··· Data excerpts ···
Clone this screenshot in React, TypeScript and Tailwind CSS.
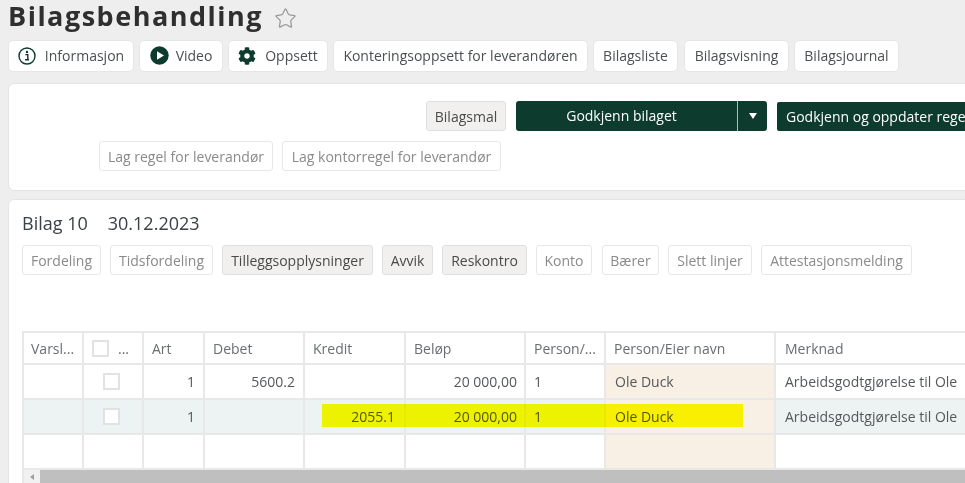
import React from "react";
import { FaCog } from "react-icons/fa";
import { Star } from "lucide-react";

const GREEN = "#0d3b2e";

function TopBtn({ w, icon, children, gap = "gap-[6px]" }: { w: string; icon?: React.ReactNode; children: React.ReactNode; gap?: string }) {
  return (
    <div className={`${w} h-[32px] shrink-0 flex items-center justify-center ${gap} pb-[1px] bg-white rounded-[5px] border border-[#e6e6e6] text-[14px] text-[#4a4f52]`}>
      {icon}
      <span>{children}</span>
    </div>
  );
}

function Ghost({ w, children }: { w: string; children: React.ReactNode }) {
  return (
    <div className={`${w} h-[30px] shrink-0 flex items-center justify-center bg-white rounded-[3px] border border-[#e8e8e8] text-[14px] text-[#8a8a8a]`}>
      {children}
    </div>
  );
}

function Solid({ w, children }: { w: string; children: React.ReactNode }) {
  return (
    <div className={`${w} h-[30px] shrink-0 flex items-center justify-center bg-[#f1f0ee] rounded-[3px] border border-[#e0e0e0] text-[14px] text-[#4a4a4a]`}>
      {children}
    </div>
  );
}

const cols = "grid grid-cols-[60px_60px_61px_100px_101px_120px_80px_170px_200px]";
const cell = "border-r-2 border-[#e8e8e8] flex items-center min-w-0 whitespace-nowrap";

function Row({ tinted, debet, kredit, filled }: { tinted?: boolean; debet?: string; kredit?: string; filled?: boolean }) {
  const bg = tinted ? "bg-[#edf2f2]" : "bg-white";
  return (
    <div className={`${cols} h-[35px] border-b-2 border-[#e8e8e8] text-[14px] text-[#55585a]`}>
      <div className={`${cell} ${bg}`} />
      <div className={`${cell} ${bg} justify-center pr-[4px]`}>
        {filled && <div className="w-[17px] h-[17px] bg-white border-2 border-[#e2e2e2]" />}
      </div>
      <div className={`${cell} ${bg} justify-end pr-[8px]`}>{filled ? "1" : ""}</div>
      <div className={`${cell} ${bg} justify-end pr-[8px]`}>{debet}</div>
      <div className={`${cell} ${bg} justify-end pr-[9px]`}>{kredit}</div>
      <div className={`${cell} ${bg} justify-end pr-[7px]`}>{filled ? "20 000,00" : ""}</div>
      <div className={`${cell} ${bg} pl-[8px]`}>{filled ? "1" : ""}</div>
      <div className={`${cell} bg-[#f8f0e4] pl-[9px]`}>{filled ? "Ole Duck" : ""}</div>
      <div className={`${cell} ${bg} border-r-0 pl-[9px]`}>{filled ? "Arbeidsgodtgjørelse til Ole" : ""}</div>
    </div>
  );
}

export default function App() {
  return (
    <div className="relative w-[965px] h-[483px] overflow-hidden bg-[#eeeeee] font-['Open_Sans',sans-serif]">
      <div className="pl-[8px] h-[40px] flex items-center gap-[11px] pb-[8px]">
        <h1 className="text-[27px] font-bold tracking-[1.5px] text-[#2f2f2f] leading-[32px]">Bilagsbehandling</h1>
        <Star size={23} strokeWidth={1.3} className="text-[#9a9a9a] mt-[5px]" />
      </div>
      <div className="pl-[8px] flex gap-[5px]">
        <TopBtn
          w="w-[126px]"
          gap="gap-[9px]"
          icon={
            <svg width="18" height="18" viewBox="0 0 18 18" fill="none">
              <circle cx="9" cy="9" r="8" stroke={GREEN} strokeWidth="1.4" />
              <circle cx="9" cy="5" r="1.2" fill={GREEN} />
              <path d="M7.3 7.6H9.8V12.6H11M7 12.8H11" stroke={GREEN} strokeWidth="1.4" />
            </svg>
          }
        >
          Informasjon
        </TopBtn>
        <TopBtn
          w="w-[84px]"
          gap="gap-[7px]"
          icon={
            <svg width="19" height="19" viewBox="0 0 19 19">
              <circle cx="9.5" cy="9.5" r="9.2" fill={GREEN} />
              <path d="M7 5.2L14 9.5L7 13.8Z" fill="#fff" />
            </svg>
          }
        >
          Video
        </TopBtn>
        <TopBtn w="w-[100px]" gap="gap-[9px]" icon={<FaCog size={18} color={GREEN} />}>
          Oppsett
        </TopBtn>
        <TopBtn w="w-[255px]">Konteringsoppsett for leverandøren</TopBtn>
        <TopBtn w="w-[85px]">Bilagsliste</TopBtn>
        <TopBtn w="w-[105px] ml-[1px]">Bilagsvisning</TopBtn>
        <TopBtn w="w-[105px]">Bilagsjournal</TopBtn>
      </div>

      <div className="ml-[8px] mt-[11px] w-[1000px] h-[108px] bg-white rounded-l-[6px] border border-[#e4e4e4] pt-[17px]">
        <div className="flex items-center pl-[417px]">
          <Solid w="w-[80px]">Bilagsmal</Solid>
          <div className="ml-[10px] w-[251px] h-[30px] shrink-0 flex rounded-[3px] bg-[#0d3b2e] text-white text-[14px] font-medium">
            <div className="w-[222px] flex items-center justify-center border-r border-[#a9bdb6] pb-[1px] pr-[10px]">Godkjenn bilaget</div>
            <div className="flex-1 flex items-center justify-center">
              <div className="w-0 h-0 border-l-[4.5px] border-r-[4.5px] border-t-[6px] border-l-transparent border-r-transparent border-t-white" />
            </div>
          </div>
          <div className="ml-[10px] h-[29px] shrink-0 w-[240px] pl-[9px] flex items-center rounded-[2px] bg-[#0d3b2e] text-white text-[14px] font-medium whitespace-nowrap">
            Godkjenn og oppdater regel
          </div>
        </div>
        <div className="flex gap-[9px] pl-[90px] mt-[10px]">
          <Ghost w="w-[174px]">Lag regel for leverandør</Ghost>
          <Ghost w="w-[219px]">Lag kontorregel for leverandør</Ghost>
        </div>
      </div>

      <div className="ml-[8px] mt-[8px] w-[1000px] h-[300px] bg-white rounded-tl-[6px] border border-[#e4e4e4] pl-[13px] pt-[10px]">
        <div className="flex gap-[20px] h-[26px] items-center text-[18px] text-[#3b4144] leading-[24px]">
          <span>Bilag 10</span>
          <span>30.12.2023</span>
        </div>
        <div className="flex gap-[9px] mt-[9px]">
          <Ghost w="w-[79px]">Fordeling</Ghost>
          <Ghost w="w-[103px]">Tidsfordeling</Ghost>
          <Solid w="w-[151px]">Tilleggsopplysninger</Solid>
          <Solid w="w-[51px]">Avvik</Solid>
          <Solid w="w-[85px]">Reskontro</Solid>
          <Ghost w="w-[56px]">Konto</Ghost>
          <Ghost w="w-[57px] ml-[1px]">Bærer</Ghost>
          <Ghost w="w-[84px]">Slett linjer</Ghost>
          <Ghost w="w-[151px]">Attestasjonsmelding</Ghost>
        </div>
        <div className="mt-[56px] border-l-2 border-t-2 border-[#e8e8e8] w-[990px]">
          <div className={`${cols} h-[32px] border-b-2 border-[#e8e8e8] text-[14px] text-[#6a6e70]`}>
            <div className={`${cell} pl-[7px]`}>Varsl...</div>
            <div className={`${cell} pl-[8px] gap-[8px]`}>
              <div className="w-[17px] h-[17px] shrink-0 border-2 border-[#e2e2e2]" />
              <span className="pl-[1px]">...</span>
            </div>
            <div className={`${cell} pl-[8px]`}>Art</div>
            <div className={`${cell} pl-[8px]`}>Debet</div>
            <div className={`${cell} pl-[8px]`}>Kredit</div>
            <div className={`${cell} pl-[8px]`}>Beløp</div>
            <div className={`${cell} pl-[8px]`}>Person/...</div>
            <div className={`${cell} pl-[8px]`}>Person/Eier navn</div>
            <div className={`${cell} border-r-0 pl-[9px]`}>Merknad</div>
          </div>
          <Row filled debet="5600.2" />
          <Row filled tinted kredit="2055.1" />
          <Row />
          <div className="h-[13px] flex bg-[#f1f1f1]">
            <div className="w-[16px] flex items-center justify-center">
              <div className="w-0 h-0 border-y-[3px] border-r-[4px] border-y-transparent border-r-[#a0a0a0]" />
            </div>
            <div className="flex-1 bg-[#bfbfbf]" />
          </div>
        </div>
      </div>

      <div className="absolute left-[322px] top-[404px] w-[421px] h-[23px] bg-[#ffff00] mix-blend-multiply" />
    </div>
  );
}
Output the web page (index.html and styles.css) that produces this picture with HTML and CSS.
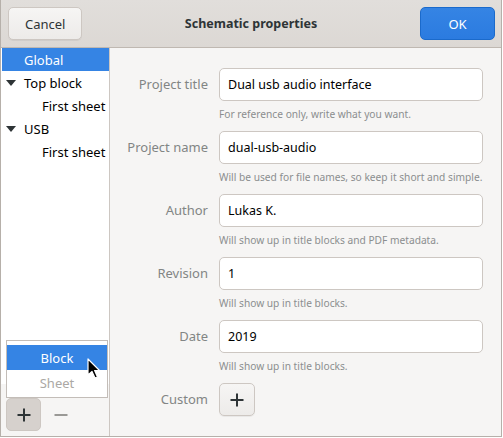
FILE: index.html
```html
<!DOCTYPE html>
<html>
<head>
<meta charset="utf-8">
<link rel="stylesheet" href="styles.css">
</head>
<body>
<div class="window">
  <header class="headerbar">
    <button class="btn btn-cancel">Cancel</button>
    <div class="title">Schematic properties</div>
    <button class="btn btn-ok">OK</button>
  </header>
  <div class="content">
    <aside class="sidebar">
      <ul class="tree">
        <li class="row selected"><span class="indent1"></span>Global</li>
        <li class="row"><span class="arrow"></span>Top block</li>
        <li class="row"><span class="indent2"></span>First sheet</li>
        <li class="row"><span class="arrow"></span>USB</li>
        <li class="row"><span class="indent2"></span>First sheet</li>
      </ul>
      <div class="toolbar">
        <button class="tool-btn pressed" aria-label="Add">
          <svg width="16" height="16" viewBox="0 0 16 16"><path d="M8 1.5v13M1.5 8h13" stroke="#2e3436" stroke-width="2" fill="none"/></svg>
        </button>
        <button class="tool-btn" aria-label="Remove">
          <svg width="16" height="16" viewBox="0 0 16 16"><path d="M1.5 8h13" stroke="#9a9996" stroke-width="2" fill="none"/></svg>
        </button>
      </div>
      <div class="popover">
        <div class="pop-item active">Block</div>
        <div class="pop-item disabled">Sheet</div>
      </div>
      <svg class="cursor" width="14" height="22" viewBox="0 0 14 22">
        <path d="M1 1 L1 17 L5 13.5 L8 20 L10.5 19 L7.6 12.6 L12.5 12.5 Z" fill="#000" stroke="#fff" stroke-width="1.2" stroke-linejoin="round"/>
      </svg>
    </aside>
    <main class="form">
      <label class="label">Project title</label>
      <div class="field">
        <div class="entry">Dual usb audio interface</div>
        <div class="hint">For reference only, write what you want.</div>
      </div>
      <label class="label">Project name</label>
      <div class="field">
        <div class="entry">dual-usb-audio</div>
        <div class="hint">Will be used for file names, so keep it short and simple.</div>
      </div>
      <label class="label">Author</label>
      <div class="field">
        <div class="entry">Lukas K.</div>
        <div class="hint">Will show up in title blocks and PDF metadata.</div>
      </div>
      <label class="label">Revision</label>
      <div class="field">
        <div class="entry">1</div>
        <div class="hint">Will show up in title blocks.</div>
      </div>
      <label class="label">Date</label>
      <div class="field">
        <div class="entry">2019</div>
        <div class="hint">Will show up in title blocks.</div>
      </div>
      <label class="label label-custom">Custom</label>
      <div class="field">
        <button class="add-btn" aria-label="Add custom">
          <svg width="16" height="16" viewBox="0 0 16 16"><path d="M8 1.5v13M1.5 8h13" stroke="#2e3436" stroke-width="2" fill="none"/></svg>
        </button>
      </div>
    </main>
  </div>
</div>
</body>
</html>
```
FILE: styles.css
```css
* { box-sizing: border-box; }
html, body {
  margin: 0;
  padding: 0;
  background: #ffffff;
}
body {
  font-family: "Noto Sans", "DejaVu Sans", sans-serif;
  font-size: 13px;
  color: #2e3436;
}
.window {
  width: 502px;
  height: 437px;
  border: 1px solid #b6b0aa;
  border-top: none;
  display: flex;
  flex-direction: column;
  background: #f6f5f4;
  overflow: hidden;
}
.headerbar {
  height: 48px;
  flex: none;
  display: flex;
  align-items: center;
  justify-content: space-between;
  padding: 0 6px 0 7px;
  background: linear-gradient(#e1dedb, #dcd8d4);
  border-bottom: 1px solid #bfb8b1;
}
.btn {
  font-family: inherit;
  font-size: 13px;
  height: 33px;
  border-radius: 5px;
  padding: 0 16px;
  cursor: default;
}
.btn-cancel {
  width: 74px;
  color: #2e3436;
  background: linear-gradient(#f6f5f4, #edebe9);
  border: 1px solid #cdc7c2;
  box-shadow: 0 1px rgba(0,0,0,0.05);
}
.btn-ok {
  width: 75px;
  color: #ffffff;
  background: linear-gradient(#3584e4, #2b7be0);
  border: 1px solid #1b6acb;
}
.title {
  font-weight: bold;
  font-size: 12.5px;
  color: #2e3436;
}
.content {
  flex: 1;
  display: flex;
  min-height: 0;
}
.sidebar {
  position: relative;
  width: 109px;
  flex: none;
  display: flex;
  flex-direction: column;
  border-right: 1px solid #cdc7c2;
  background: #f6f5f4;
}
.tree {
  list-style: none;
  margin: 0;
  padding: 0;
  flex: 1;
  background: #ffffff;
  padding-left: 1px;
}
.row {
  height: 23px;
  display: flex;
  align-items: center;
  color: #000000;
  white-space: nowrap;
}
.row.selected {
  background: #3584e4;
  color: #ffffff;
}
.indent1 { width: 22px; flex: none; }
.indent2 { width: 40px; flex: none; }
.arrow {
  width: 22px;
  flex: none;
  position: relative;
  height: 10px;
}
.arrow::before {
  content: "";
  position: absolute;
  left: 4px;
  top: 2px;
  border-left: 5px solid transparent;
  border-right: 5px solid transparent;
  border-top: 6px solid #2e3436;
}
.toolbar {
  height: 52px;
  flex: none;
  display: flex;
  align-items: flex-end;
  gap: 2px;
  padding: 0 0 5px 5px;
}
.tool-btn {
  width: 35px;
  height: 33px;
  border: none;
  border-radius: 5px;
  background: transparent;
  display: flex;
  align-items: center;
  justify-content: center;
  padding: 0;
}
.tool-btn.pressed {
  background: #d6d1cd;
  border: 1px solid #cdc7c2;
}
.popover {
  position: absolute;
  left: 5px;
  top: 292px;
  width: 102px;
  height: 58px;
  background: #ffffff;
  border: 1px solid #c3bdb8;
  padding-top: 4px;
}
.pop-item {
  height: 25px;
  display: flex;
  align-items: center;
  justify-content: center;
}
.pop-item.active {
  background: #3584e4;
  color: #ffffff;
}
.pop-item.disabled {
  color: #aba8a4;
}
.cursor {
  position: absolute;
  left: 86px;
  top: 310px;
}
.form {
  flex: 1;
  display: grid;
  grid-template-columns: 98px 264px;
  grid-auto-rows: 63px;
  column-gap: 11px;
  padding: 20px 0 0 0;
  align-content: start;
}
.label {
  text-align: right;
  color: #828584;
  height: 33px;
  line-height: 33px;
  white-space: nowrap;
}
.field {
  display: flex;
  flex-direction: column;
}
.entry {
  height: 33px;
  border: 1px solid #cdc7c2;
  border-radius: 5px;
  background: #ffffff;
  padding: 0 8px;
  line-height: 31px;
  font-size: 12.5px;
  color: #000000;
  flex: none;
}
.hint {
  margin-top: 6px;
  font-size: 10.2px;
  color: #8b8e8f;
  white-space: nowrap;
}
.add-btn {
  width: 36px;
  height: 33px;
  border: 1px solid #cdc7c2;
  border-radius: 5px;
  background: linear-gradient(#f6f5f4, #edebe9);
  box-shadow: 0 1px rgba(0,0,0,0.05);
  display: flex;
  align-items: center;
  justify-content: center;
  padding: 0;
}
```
···
Problem requirements ->
Your task is to restate word for word the lines from the top of the data to the line containing "border-[#e8e8e8] flex items-center", both ends included, with every picture left out.

Result of the exercise ->
Clone this screenshot in React, TypeScript and Tailwind CSS.
import React from "react";
import { FaCog } from "react-icons/fa";
import { Star } from "lucide-react";

const GREEN = "#0d3b2e";

function TopBtn({ w, icon, children, gap = "gap-[6px]" }: { w: string; icon?: React.ReactNode; children: React.ReactNode; gap?: string }) {
  return (
    <div className={`${w} h-[32px] shrink-0 flex items-center justify-center ${gap} pb-[1px] bg-white rounded-[5px] border border-[#e6e6e6] text-[14px] text-[#4a4f52]`}>
      {icon}
      <span>{children}</span>
    </div>
  );
}

function Ghost({ w, children }: { w: string; children: React.ReactNode }) {
  return (
    <div className={`${w} h-[30px] shrink-0 flex items-center justify-center bg-white rounded-[3px] border border-[#e8e8e8] text-[14px] text-[#8a8a8a]`}>
      {children}
    </div>
  );
}

function Solid({ w, children }: { w: string; children: React.ReactNode }) {
  return (
    <div className={`${w} h-[30px] shrink-0 flex items-center justify-center bg-[#f1f0ee] rounded-[3px] border border-[#e0e0e0] text-[14px] text-[#4a4a4a]`}>
      {children}
    </div>
  );
}

const cols = "grid grid-cols-[60px_60px_61px_100px_101px_120px_80px_170px_200px]";
const cell = "border-r-2 border-[#e8e8e8] flex items-center min-w-0 whitespace-nowrap";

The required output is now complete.